A Broken Hallelujah

Photo by Nik Shuliahin on Unsplash

FLASH Fiction Challenge 100 – Day 27

“That the last of it?” he says.

She hands him the box labeled ‘books’ and looks over shoulder at her little house.

“I think so. I’ll take one last look.”

He shoves the box into the back of her SUV. He doesn’t follow her into the house. The temptations were too great, and she was leaving. That much was clear now. It wasn’t at first. Initially, he had thought this wasn’t happening. She’ll change her mind, but it was happening. She was leaving him. He feels he might throw up. Or cry. She hates that more than anything, crying.

He wants to hold her tight. Shake her until she understands all that he feels.

He hates confrontation. If he had learned how to fight with her, he believes it wouldn’t have come to this. But he hated fights as much as confrontations. Indeed, weren’t fights essentially just confrontations? He doesn’t know.

He wanders to the edge of the narrow road, kicks rocks into the shallow divot between her property and the seldom traveled lane.

Can she not see how conflicted he is? Must he say the words that will push her into her defenses? He would prefer to love her without disputes and conflicts. But that is not the way such things go when neither person involved is healthy.

He is an addict. When he considers the enormity of his addiction, it leaves him tired, lethargic.

She seems to be borderline. Her moods can shift so quickly that it left him less than forthright, less than impeccably honest in communications with her.

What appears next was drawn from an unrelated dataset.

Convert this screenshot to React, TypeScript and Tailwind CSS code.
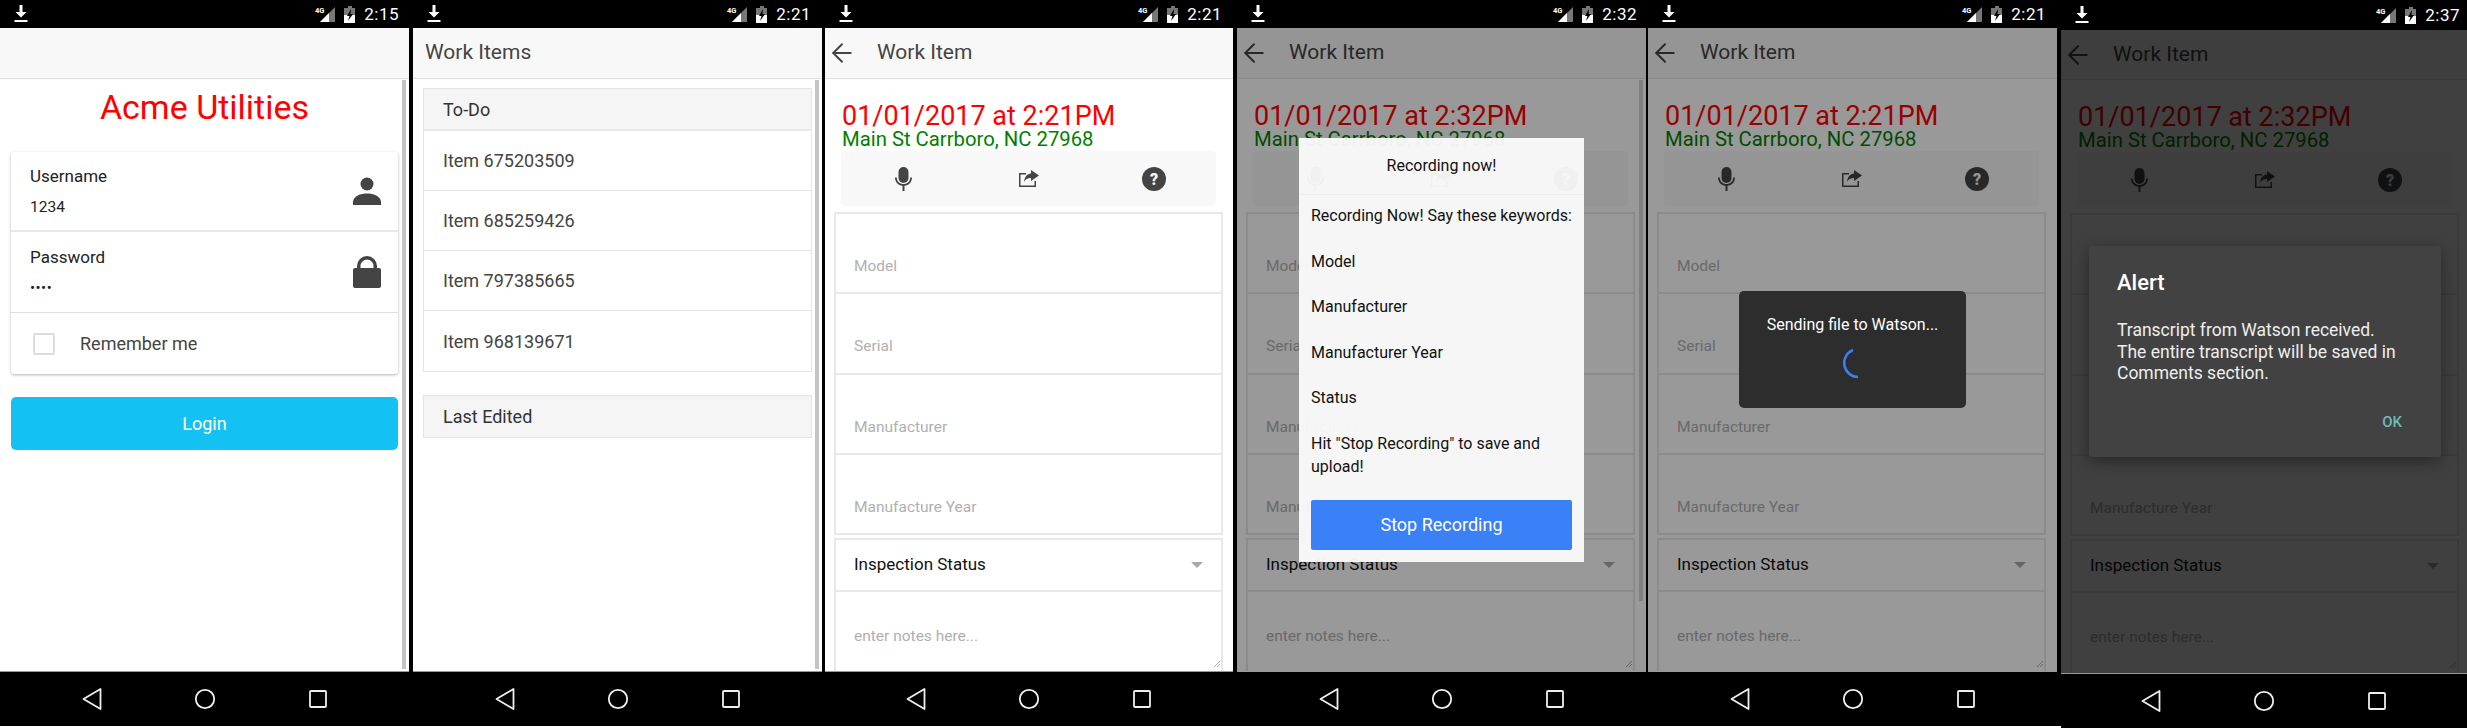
import { ArrowLeft } from "lucide-react";
import type { ReactNode } from "react";

const font = "font-['Roboto',sans-serif]";

function StatusBar({ time, pr = "pr-[11px]", h = "h-[28px]" }: { time: string; pr?: string; h?: string }) {
  return (
    <div className={`${h} ${pr} pl-[14px] bg-black flex items-center text-white shrink-0`}>
      <svg width="14" height="18" viewBox="0 0 14 18" fill="white">
        <path d="M5.5 0h3v7h4L7 12.5 1.500 7h4z" />
        <rect x="0.5" y="15" width="13" height="2" />
      </svg>
      <div className="ml-auto flex items-center">
        <svg width="21" height="17" viewBox="0 0 21 17">
          <path d="M20 1v15H5z" fill="#777" />
          <path d="M14 7v9H5z" fill="white" />
          <text x="0" y="7" fontSize="7.5" fontWeight="700" fill="white" fontFamily="Roboto">4G</text>
        </svg>
        <svg className="ml-[8px]" width="12" height="17" viewBox="0 0 12 17">
          <path d="M4 0h4v2h3v15H0V2h4z" fill="#777" />
          <path d="M0 9h11v8H0z" fill="white" />
          <path d="M7 3 3 10h2.5L4 15l5-7H6.500z" fill="black" />
        </svg>
        <span className="ml-[8px] text-[17px] tracking-[0.5px] leading-none">{time}</span>
      </div>
    </div>
  );
}

function NavBar() {
  return (
    <div className="h-[55px] bg-black flex items-center justify-center gap-[92px] shrink-0 border-t border-[#999]">
      <svg width="20" height="22" viewBox="0 0 20 22" fill="none" stroke="#eee" strokeWidth="1.800" strokeLinejoin="round">
        <path d="M18.500 1v20L1.500 11z" />
      </svg>
      <svg width="22" height="22" viewBox="0 0 22 22" fill="none" stroke="#eee" strokeWidth="1.800">
        <circle cx="11" cy="11" r="9.200" />
      </svg>
      <svg width="20" height="20" viewBox="0 0 20 20" fill="none" stroke="#eee" strokeWidth="1.800" strokeLinejoin="round">
        <rect x="2" y="2" width="16" height="16" rx="1" />
      </svg>
    </div>
  );
}

function Header({ title, back, h = "h-[51px]" }: { title?: string; back?: boolean; h?: string }) {
  return (
    <div className={`${h} bg-[#f8f8f8] border-b border-[#e0e0e0] flex items-center shrink-0 text-[#444] text-[21px]`}>
      {back && <ArrowLeft className="ml-[2px] mr-[20px] text-[#444]" size={30} strokeWidth={1.500} />}
      {title && <span className={back ? "" : "ml-[12px]"}>{title}</span>}
    </div>
  );
}

function LoginScreen() {
  return (
    <div className={`w-[409px] flex flex-col bg-white ${font}`}>
      <StatusBar time="2:15" pr="pr-[10px]" />
      <Header />
      <div className="relative flex-1 px-[11px]">
        <div className="w-[387px]">
          <h1 className="text-center text-[#ff0000] text-[34px] leading-[40px] pt-[8px] mb-[25px]">Acme Utilities</h1>
          <div className="rounded-[3px] bg-white shadow-[0_1px_3px_rgba(0,0,0,0.3)]">
            <div className="h-[80px] flex items-center justify-between pl-[19px] pr-[17px] border-b-2 border-[#e8e8e8]">
              <div className="text-[#222]">
                <div className="text-[17px] leading-[20px] mb-[11px]">Username</div>
                <div className="text-[15.5px] leading-[20px]">1234</div>
              </div>
              <svg width="28" height="28" viewBox="0 0 28 28" fill="#444">
                <circle cx="14" cy="7" r="6.500" />
                <path d="M0 28v-3c0-6 8-8.500 14-8.500S28 19 28 25v3z" />
              </svg>
            </div>
            <div className="h-[81px] flex items-center justify-between pl-[19px] pr-[17px] border-b border-[#e0e0e0]">
              <div className="text-[#222]">
                <div className="text-[17px] leading-[20px] mb-[11px]">Password</div>
                <div className="text-[15px] leading-[20px] tracking-[0.5px]">••••</div>
              </div>
              <svg width="28" height="32" viewBox="0 0 28 32" fill="#444">
                <path d="M4 13V10a10 10 0 0 1 20 0v3h-3.500V10a6.500 6.500 0 0 0-13 0v3z" />
                <rect x="0" y="12" width="28" height="20" rx="2" />
              </svg>
            </div>
            <div className="h-[61px] flex items-center pl-[22px]">
              <div className="w-[22px] h-[22px] border-2 border-[#ddd] rounded-[2px]" />
              <span className="ml-[25px] text-[18px] text-[#444]">Remember me</span>
            </div>
          </div>
          <button className="w-full h-[53px] mt-[23px] rounded-[5px] bg-[#13c1f3] text-white text-[18px]">Login</button>
        </div>
        <div className="absolute right-[3px] top-[1px] bottom-[2px] w-[4px] bg-[#c4c4c4]" />
      </div>
      <NavBar />
    </div>
  );
}

const items = ["Item 675203509", "Item 685259426", "Item 797385665", "Item 968139671"];

function ListScreen() {
  return (
    <div className={`w-[409px] ml-[4px] flex flex-col bg-white ${font}`}>
      <StatusBar time="2:21" />
      <Header title="Work Items" />
      <div className="relative flex-1 pl-[10px] pt-[9px]">
        <div className="w-[389px] border border-[#e4e4e4]">
          <div className="h-[42px] bg-[#f5f5f5] border-b-2 border-[#e8e8e8] flex items-center pl-[19px] text-[18px] text-[#333]">To-Do</div>
          {items.map((item, i) => (
            <div key={item} className={`h-[60px] flex items-center pl-[19px] text-[18px] text-[#444] ${i < 3 ? "border-b border-[#e4e4e4]" : ""}`}>
              {item}
            </div>
          ))}
        </div>
        <div className="w-[389px] mt-[23px] h-[43px] bg-[#f5f5f5] border border-[#e4e4e4] flex items-center pl-[19px] text-[18px] text-[#333]">Last Edited</div>
        <div className="absolute right-[3px] top-[1px] bottom-[2px] w-[4px] bg-[#c4c4c4]" />
      </div>
      <NavBar />
    </div>
  );
}

const fields = ["Model", "Serial", "Manufacturer", "Manufacture Year"];

function WorkItemBody({ stamp, scroll }: { stamp: string; scroll?: boolean }) {
  return (
    <div className="relative flex-1 overflow-hidden pl-[9px]">
      <div className="w-[389px]">
        <div className="pl-[8px] pt-[23px]">
          <div className="text-[#ff0000] text-[27px] leading-[28px] whitespace-nowrap">{stamp}</div>
          <div className="text-[#008000] text-[20.3px] leading-[18px] whitespace-nowrap">Main St Carrboro, NC 27968</div>
        </div>
        <div className="ml-[7px] w-[375px] h-[55px] mt-[3px] bg-[#f8f8f8] rounded-[4px] flex items-center text-[#444]">
          <div className="w-[125px] flex justify-center">
            <svg width="17" height="24" viewBox="0 0 17 24" fill="#444">
              <rect x="3.500" y="0" width="10" height="16" rx="5" />
              <path d="M0 10.500h1.800c0 4 3 6.500 6.700 6.500s6.700-2.500 6.700-6.500H17c0 4.500-3.200 7.800-7.500 8.300V24h-2v-5.200C3.200 18.300 0 15 0 10.500z" />
            </svg>
          </div>
          <div className="w-[125px] flex justify-center">
            <svg width="21" height="17" viewBox="0 0 21 17" fill="#444">
              <path d="M1 3h7v1.500H2.500v11h14V11H18v6H1z" />
              <path d="M13 0l8 5.500-8 5.500V8c-3.500 0-5.500 1-7 4 .5-5 3-8 7-8.500z" />
            </svg>
          </div>
          <div className="w-[125px] flex justify-center">
            <svg width="24" height="24" viewBox="0 0 24 24">
              <circle cx="12" cy="12" r="12" fill="#444" />
              <text x="12" y="17.5" textAnchor="middle" fontSize="16" fontWeight="900" fill="#f8f8f8" fontFamily="Roboto">?</text>
            </svg>
          </div>
        </div>
        <div className="mt-[6px] border-2 border-[#e8e8e8] border-b-0">
          {fields.map((f) => (
            <div key={f} className="h-[80.25px] flex items-end pb-[14px] pl-[18px] border-b-2 border-[#e8e8e8] text-[15.5px] text-[#b0b0b0]">
              {f}
            </div>
          ))}
        </div>
        <div className="mt-[3px] border-2 border-[#e8e8e8] border-b-0">
          <div className="h-[52px] flex items-center justify-between pl-[18px] pr-[18px] border-b-2 border-[#e8e8e8] text-[17px] text-[#111]">
            Inspection Status
            <svg width="12" height="6" viewBox="0 0 12 6" fill="#aaa"><path d="M0 0h12L6 6z" /></svg>
          </div>
          <div className="relative h-[90px] pt-[33px] pl-[18px] text-[15.5px] text-[#b0b0b0]">
            enter notes here...
            <svg className="absolute right-[1px] top-[69px]" width="6" height="6" viewBox="0 0 6 6" stroke="#999" strokeWidth="0.800">
              <path d="M0 6 6 0M3 6l3-3" />
            </svg>
          </div>
        </div>
      </div>
      {scroll && <div className="absolute right-[3px] top-[1px] h-[521px] w-[4px] bg-[#d5d5d5]" />}
    </div>
  );
}

function WorkItemScreen({
  time,
  stamp,
  dim,
  scroll,
  children,
  className,
  pr,
  statusH,
  headerH,
}: {
  time: string;
  stamp: string;
  dim?: string;
  scroll?: boolean;
  children?: ReactNode;
  className: string;
  pr?: string;
  statusH?: string;
  headerH?: string;
}) {
  return (
    <div className={`${className} flex flex-col bg-white ${font}`}>
      <StatusBar time={time} pr={pr} h={statusH} />
      <div className="relative flex-1 flex flex-col min-h-0">
        <Header title="Work Item" back h={headerH} />
        <WorkItemBody stamp={stamp} scroll={scroll} />
        {dim && <div className={`absolute inset-0 ${dim}`} />}
        {children}
      </div>
      <NavBar />
    </div>
  );
}

export default function App() {
  return (
    <div className="w-[2467px] h-[728px] bg-white flex overflow-hidden">
      <div className="w-[2061px] h-[726px] bg-black flex">
        <LoginScreen />
        <ListScreen />
        <WorkItemScreen className="w-[408px] ml-[3px]" time="2:21" stamp="01/01/2017 at 2:21PM" />
        <WorkItemScreen className="w-[409px] ml-[4px]" time="2:32" pr="pr-[9px]" stamp="01/01/2017 at 2:32PM" dim="bg-black/40" scroll>
          <div className="absolute left-[62px] top-[110px] w-[285px] h-[424px] bg-[#fbfbfb]/95 text-[#111] text-[16px]">
            <div className="h-[57px] flex items-center justify-center border-b border-[#eee]">Recording now!</div>
            <div className="px-[12px] pt-[9px] leading-[23px]">
              <p className="mb-[22.5px] whitespace-nowrap">Recording Now! Say these keywords:</p>
              <p className="mb-[22.5px]">Model</p>
              <p className="mb-[22.5px]">Manufacturer</p>
              <p className="mb-[22.5px]">Manufacturer Year</p>
              <p className="mb-[22.5px]">Status</p>
              <p>Hit "Stop Recording" to save and upload!</p>
            </div>
            <button className="ml-[12px] mt-[22px] w-[261px] h-[50px] block bg-[#3a80f6] rounded-[2px] text-white text-[18px]">Stop Recording</button>
          </div>
        </WorkItemScreen>
        <WorkItemScreen className="w-[409px] ml-[2px]" time="2:21" stamp="01/01/2017 at 2:21PM" dim="bg-black/40">
          <div className="absolute left-[91px] top-[263px] w-[227px] h-[117px] rounded-[5px] bg-[#2d2d2d] text-white text-[16px] leading-[20px] text-center pt-[24px]">
            Sending file to Watson...
            <div className="flex justify-center mt-[13px]">
              <svg width="32" height="32" viewBox="0 0 32 32" fill="none" stroke="#3a80f6" strokeWidth="2.500">
                <path d="M16 2A14 14 0 0 0 21 29" />
              </svg>
            </div>
          </div>
        </WorkItemScreen>
      </div>
      <WorkItemScreen className="w-[406px] h-[728px]" time="2:37" pr="pr-[7px]" statusH="h-[30px]" headerH="h-[50px]" stamp="01/01/2017 at 2:32PM" dim="bg-black/75">
        <div className="absolute left-[28px] top-[216px] w-[352px] h-[211px] rounded-[2px] bg-[#424242] text-white shadow-[0_4px_16px_rgba(0,0,0,0.4)] px-[28px] pt-[23px]">
          <div className="text-[22px] font-medium leading-[28px]">Alert</div>
          <div className="mt-[23px] text-[17.5px] leading-[21.7px] text-[#eee]">
            Transcript from Watson received.
            <br />
            The entire transcript will be saved in Comments section.
          </div>
          <div className="absolute right-[39px] bottom-[25px] text-[15px] leading-[20px] font-medium text-[#6cbfb5]">OK</div>
        </div>
      </WorkItemScreen>
    </div>
  );
}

He hears her opening and closing doors inside her house. He stares up at the sun and wishes to be away from this. He’d loved her the best way he knew how, but she needed more. She needed things he couldn’t provide; she needs financial security. An endless parade of poor decisions with money left him insecure, and he held very few illusions that that would likely ever change. He didn’t care about money. As he aged, he learned to care about the things money could buy, the better healthcare. He was 59 and never even had a prostate exam. He feared things were shifting in him. That one day, he would wake up, and it would be too late. That when he finally found his way back to a doctor, the doctor would shake his head sadly, tell him he was very sorry, that perhaps he should look into setting his affairs straight. That business. The business of death.

He turns back to her house just as she steps out. She tugs the door shut tightly. Twists the knob twice to ensure it’s locked.

She’s been crying, he can tell. Just now, in the house. She’s careful not to meet his eyes. She hates either side of the crying thing.

She comes to him. They hug for a time. She tells him she will call him from the road and at night. He tells her she should; that he needs her in his life.

She gets in her car. He leans in and kisses her, a quick kiss.

“I promise, if we get together again, we will have the timing right. I’m going to return to therapy.”

“That’s great,” she says with little energy.

And? He half expects her to take the bait, to own her portion of what had soured between them.

“Okay,” he says and pauses.

Going, going, gone.

“Alright then, call me later?”

She nods, and her eyes are wet again.

She pulls out first. The man sits in his car, watching her drive away; wondering about this crazy woman he’d loved so desperately and if he did right by her. He wants to start his car, race after her, and catch her. He wants to confront her, but he does nothing. He sits in his car with the key in his hand.

Clouds move in front of the sun. It looks like it might rain.